***** THE RECORDS

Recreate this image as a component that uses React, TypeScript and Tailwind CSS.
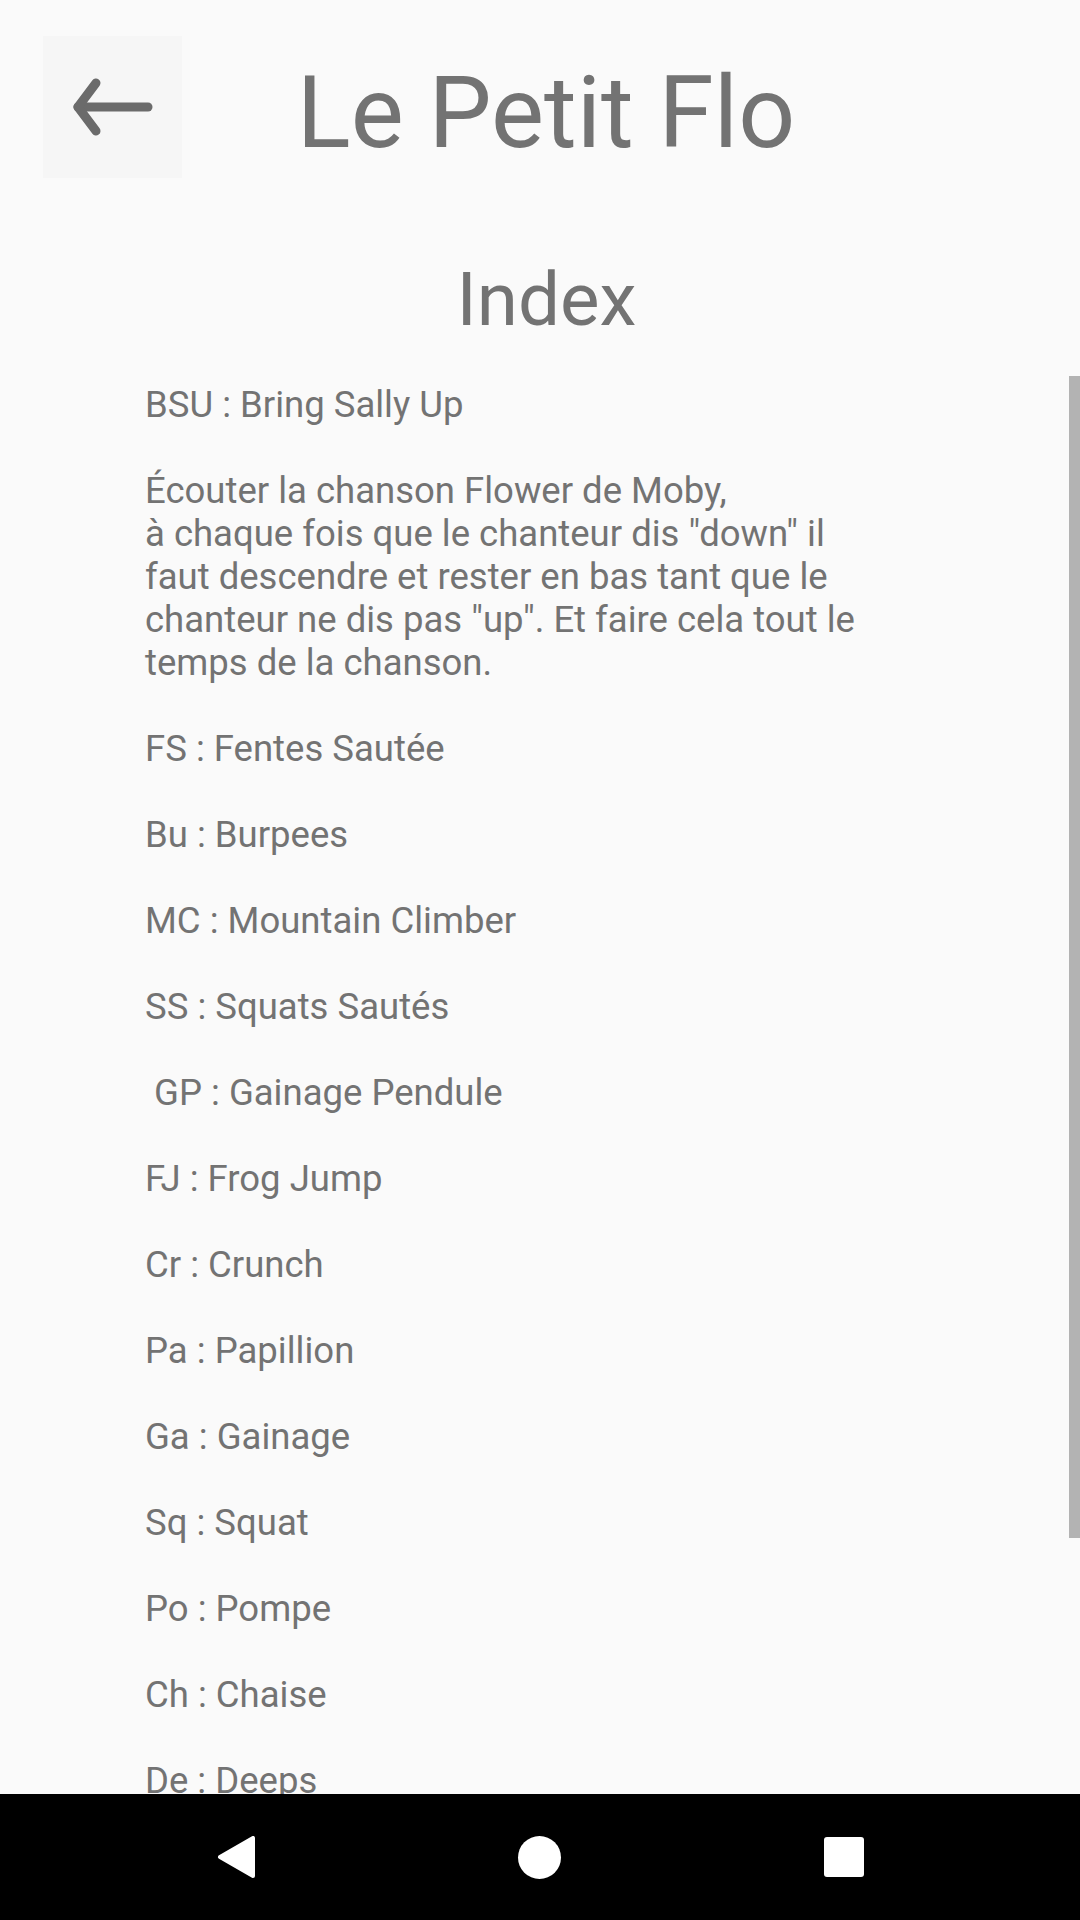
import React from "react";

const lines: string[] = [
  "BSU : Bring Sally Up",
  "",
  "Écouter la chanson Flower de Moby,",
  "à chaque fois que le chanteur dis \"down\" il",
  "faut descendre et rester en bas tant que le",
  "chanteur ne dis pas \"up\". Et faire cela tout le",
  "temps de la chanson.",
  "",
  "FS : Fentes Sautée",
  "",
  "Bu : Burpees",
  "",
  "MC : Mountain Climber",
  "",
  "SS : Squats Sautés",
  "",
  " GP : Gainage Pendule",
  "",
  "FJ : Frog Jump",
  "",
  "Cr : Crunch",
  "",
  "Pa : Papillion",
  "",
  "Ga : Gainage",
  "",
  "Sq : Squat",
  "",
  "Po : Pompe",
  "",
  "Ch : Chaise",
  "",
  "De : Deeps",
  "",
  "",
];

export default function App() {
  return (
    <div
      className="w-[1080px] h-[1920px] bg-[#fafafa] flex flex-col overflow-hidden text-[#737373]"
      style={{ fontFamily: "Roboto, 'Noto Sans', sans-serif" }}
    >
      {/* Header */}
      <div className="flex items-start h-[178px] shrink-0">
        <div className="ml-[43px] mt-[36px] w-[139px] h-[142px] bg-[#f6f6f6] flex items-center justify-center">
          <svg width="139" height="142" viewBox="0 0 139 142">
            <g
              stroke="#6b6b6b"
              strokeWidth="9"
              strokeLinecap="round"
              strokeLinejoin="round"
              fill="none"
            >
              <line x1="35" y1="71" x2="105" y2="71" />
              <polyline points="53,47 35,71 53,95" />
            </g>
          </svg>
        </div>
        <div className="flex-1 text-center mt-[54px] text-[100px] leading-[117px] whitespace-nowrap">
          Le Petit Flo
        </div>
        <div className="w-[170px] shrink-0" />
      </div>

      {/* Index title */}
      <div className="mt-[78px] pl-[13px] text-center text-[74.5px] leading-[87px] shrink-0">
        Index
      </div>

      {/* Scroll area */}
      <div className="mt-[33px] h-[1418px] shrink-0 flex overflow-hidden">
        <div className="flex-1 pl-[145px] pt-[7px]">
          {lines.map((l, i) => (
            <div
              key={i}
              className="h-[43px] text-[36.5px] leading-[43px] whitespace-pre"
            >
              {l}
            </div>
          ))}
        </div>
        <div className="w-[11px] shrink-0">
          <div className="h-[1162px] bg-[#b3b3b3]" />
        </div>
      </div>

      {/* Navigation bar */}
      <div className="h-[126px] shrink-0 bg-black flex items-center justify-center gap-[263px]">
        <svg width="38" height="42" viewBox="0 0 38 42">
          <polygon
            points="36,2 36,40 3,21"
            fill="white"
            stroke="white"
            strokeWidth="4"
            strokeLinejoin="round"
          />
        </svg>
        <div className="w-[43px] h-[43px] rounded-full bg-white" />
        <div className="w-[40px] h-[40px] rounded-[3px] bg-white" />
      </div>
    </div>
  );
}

**********
***** THE RECORDS

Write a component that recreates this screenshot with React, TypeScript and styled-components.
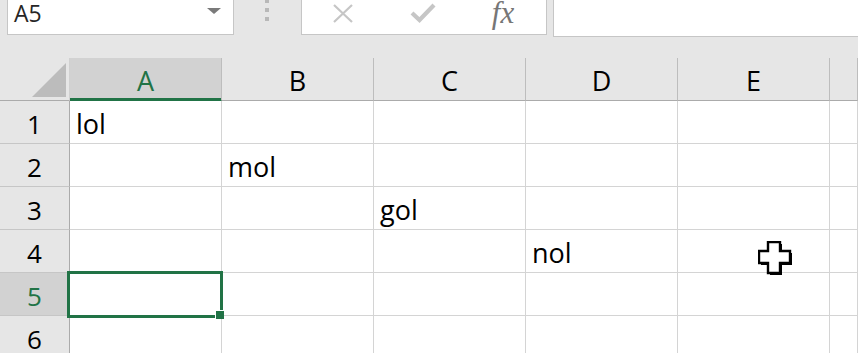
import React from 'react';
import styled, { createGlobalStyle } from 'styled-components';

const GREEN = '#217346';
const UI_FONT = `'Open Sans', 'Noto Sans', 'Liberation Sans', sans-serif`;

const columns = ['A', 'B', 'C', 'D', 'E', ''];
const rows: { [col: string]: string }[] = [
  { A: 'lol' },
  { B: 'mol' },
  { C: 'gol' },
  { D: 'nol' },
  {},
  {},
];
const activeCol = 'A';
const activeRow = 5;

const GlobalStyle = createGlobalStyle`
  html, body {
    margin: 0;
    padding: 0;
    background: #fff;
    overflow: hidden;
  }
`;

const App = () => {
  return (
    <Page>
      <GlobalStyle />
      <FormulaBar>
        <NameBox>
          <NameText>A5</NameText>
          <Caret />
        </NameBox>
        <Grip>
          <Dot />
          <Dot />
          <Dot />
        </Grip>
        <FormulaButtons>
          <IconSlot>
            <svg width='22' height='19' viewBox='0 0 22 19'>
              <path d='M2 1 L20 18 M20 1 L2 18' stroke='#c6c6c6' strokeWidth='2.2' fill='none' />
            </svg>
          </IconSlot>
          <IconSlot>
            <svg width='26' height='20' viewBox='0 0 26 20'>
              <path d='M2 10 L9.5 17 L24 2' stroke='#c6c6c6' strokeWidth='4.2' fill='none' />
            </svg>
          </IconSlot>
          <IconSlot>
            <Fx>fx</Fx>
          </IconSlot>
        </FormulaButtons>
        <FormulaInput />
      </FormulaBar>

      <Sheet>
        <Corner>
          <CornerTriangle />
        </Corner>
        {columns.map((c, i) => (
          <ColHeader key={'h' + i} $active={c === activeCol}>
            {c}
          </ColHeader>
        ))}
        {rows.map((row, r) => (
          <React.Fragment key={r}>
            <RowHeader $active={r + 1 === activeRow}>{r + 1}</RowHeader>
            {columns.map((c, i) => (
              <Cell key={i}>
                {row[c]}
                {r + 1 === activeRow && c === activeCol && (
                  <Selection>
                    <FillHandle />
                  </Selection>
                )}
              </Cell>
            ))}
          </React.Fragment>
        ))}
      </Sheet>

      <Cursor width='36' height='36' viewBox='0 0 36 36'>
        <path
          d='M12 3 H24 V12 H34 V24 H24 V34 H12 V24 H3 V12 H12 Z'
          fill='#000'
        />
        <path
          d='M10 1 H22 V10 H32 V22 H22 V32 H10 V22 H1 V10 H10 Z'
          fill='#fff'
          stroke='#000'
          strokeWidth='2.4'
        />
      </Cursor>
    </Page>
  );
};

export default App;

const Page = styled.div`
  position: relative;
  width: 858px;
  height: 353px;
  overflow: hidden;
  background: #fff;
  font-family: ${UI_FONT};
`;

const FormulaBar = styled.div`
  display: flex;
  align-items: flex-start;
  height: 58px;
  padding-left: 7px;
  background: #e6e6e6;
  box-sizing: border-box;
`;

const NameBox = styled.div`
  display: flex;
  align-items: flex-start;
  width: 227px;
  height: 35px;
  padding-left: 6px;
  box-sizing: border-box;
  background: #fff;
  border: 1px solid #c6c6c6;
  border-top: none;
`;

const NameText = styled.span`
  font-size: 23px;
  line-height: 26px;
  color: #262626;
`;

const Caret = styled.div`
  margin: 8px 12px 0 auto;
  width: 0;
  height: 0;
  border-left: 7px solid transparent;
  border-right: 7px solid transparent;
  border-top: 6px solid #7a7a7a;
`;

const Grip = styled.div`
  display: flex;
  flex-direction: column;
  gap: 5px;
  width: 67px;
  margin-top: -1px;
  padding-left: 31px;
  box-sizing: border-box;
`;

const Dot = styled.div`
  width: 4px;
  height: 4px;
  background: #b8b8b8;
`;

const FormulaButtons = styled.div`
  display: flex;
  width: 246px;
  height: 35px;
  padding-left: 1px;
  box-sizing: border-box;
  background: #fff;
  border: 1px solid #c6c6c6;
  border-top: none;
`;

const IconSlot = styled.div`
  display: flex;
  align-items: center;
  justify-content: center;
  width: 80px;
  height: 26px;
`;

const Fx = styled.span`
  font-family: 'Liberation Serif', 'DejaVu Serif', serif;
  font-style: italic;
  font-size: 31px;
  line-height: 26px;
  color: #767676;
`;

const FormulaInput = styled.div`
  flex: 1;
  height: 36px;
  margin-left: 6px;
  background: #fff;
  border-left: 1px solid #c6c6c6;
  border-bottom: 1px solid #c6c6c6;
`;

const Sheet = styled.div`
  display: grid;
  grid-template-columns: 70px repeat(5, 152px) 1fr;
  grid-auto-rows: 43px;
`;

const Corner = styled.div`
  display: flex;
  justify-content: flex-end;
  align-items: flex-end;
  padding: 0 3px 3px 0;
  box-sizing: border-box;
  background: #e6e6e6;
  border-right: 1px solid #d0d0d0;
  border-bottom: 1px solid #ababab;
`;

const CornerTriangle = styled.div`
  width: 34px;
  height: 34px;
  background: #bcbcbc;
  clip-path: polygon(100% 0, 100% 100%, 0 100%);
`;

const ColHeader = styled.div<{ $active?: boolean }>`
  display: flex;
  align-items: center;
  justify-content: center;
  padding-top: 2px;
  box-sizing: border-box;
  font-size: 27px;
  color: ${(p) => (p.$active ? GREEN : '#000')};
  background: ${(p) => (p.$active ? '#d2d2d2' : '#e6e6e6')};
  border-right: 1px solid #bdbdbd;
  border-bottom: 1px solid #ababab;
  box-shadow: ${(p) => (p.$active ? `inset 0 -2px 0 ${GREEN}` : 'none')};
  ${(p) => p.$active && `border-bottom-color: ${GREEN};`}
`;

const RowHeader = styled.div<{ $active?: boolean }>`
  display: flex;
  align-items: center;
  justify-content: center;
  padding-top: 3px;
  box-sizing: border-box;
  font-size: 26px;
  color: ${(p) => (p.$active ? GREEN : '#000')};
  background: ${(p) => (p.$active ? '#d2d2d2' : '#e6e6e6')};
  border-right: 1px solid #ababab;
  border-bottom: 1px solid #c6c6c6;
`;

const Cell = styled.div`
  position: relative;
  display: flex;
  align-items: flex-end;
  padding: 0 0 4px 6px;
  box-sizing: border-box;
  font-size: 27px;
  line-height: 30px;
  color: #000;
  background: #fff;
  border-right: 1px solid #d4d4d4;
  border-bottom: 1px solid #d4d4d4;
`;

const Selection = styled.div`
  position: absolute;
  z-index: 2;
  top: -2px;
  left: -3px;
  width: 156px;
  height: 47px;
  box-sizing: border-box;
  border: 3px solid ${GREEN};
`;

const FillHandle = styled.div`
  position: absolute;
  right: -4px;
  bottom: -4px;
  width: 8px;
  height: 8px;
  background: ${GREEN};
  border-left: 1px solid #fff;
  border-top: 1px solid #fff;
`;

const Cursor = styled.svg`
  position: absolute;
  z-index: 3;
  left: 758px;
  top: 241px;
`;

**********

[INSTRUCTIONS TO FOLLOW]: From the records above, copy only the lines running from the line holding "Write a component" through the line holding "Sans', 'Noto Sans', 'Liberation", with no pictures.

[WORKED ANSWER]:
Write a component that recreates this screenshot with React, TypeScript and styled-components.
import React from 'react';
import styled, { createGlobalStyle } from 'styled-components';

const GREEN = '#217346';
const UI_FONT = `'Open Sans', 'Noto Sans', 'Liberation Sans', sans-serif`;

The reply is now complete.